* Start *

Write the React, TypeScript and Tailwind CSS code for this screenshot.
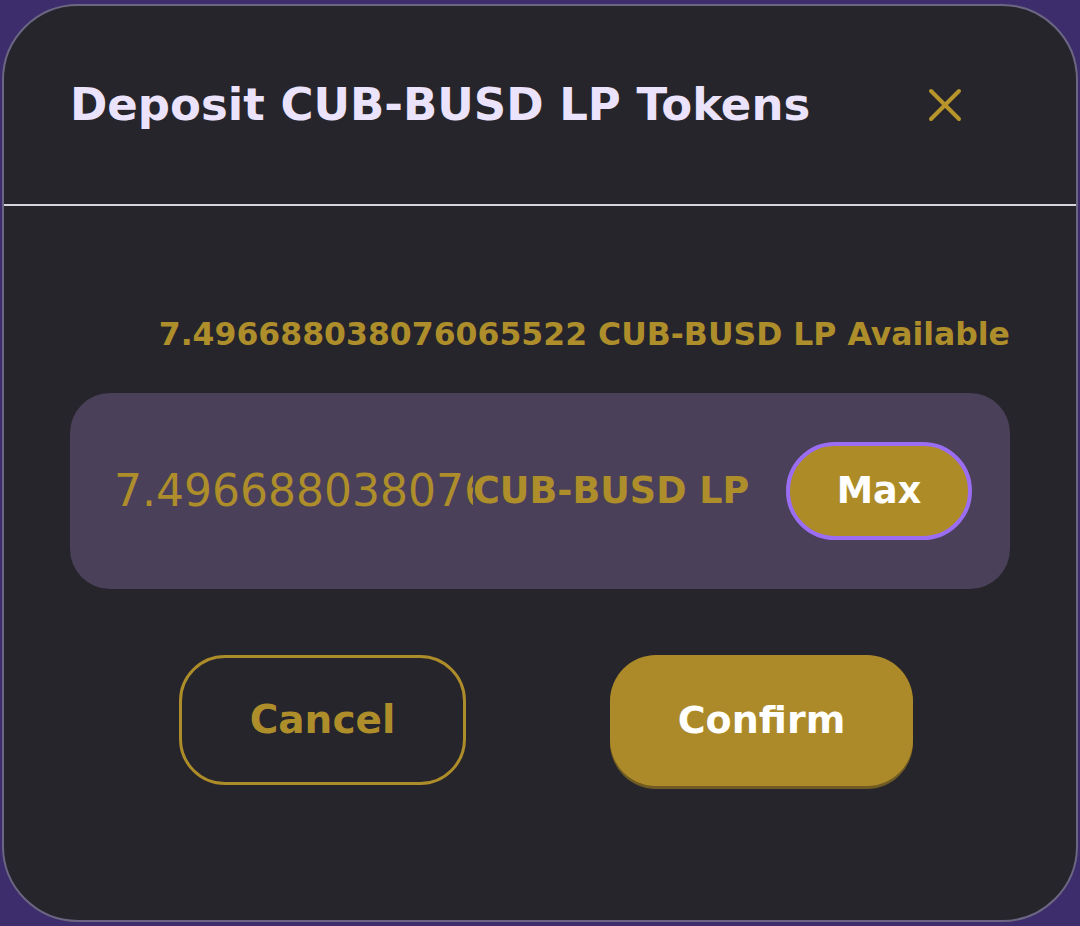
import { useState } from "react";

const gold = "text-[#ae8e2b]";

export default function App() {
    const [amount, setAmount] = useState("7.496688038076065522");

    return (
        <div className="min-h-[926px] w-full bg-[#3e2d6c] pt-[4px] px-[2px] font-['DejaVu_Sans',sans-serif]">
            <div className="h-[918px] w-full rounded-[76px] border-2 border-[#6b6682] bg-[#26252b] flex flex-col">
                {/* Header */}
                <div className="h-[198px] flex items-center justify-between pl-[66px] pr-[114px]">
                    <h2 className="text-[45px] font-bold text-[#ebe3fb]">
                        Deposit CUB-BUSD LP Tokens
                    </h2>
                    <button className="w-[34px] h-[34px] flex items-center justify-center">
                        <svg viewBox="0 0 34 34" className="w-[34px] h-[34px]" fill="none" stroke="#b8952b" strokeWidth="4" strokeLinecap="round">
                            <path d="M3 3 L31 31 M31 3 L3 31" />
                        </svg>
                    </button>
                </div>
                <div className="h-[2px] bg-[#d6d4dc]" />

                {/* Available */}
                <div className="mt-[108px] pr-[66px] flex justify-end">
                    <p className={`text-[31.5px] font-bold leading-[40px] ${gold}`}>
                        7.496688038076065522 CUB-BUSD LP Available
                    </p>
                </div>

                {/* Input */}
                <div className="mt-[39px] mx-[66px] h-[196px] rounded-[40px] bg-[#4a4059] flex items-center pl-[44px] pr-[38px]">
                    <input
                        value={amount}
                        onChange={(e) => setAmount(e.target.value)}
                        className={`w-[359px] bg-transparent outline-none text-[44px] ${gold}`}
                    />
                    <span className={`text-[36.5px] font-bold whitespace-nowrap ${gold}`}>CUB-BUSD LP</span>
                    <button className="ml-auto w-[186px] h-[98px] rounded-full border-[4px] border-[#9a6df2] bg-[#ad8c28] text-white text-[36.5px] font-bold">
                        Max
                    </button>
                </div>

                {/* Actions */}
                <div className="mt-[66px] flex pl-[175px] gap-[144px]">
                    <button className={`w-[287px] h-[130px] rounded-[46px] border-[3px] border-[#ad8c2a] text-[39px] font-bold ${gold}`}>
                        Cancel
                    </button>
                    <button className="w-[303px] h-[131px] rounded-[46px] bg-[#ac8a29] shadow-[0_3px_0_#6e5a22] text-white text-[38px] font-bold">
                        Confirm
                    </button>
                </div>
            </div>
        </div>
    );
}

* End *

> [WHAT YOU WILL DO]
All of the data needs repeating exactly, but the pictures do not.

> [EXPECTED ANSWER]
Write the React, TypeScript and Tailwind CSS code for this screenshot.
import { useState } from "react";

const gold = "text-[#ae8e2b]";

export default function App() {
    const [amount, setAmount] = useState("7.496688038076065522");

    return (
        <div className="min-h-[926px] w-full bg-[#3e2d6c] pt-[4px] px-[2px] font-['DejaVu_Sans',sans-serif]">
            <div className="h-[918px] w-full rounded-[76px] border-2 border-[#6b6682] bg-[#26252b] flex flex-col">
                {/* Header */}
                <div className="h-[198px] flex items-center justify-between pl-[66px] pr-[114px]">
                    <h2 className="text-[45px] font-bold text-[#ebe3fb]">
                        Deposit CUB-BUSD LP Tokens
                    </h2>
                    <button className="w-[34px] h-[34px] flex items-center justify-center">
                        <svg viewBox="0 0 34 34" className="w-[34px] h-[34px]" fill="none" stroke="#b8952b" strokeWidth="4" strokeLinecap="round">
                            <path d="M3 3 L31 31 M31 3 L3 31" />
                        </svg>
                    </button>
                </div>
                <div className="h-[2px] bg-[#d6d4dc]" />

                {/* Available */}
                <div className="mt-[108px] pr-[66px] flex justify-end">
                    <p className={`text-[31.5px] font-bold leading-[40px] ${gold}`}>
                        7.496688038076065522 CUB-BUSD LP Available
                    </p>
                </div>

                {/* Input */}
                <div className="mt-[39px] mx-[66px] h-[196px] rounded-[40px] bg-[#4a4059] flex items-center pl-[44px] pr-[38px]">
                    <input
                        value={amount}
                        onChange={(e) => setAmount(e.target.value)}
                        className={`w-[359px] bg-transparent outline-none text-[44px] ${gold}`}
                    />
                    <span className={`text-[36.5px] font-bold whitespace-nowrap ${gold}`}>CUB-BUSD LP</span>
                    <button className="ml-auto w-[186px] h-[98px] rounded-full border-[4px] border-[#9a6df2] bg-[#ad8c28] text-white text-[36.5px] font-bold">
                        Max
                    </button>
                </div>

                {/* Actions */}
                <div className="mt-[66px] flex pl-[175px] gap-[144px]">
                    <button className={`w-[287px] h-[130px] rounded-[46px] border-[3px] border-[#ad8c2a] text-[39px] font-bold ${gold}`}>
                        Cancel
                    </button>
                    <button className="w-[303px] h-[131px] rounded-[46px] bg-[#ac8a29] shadow-[0_3px_0_#6e5a22] text-white text-[38px] font-bold">
                        Confirm
                    </button>
                </div>
            </div>
        </div>
    );
}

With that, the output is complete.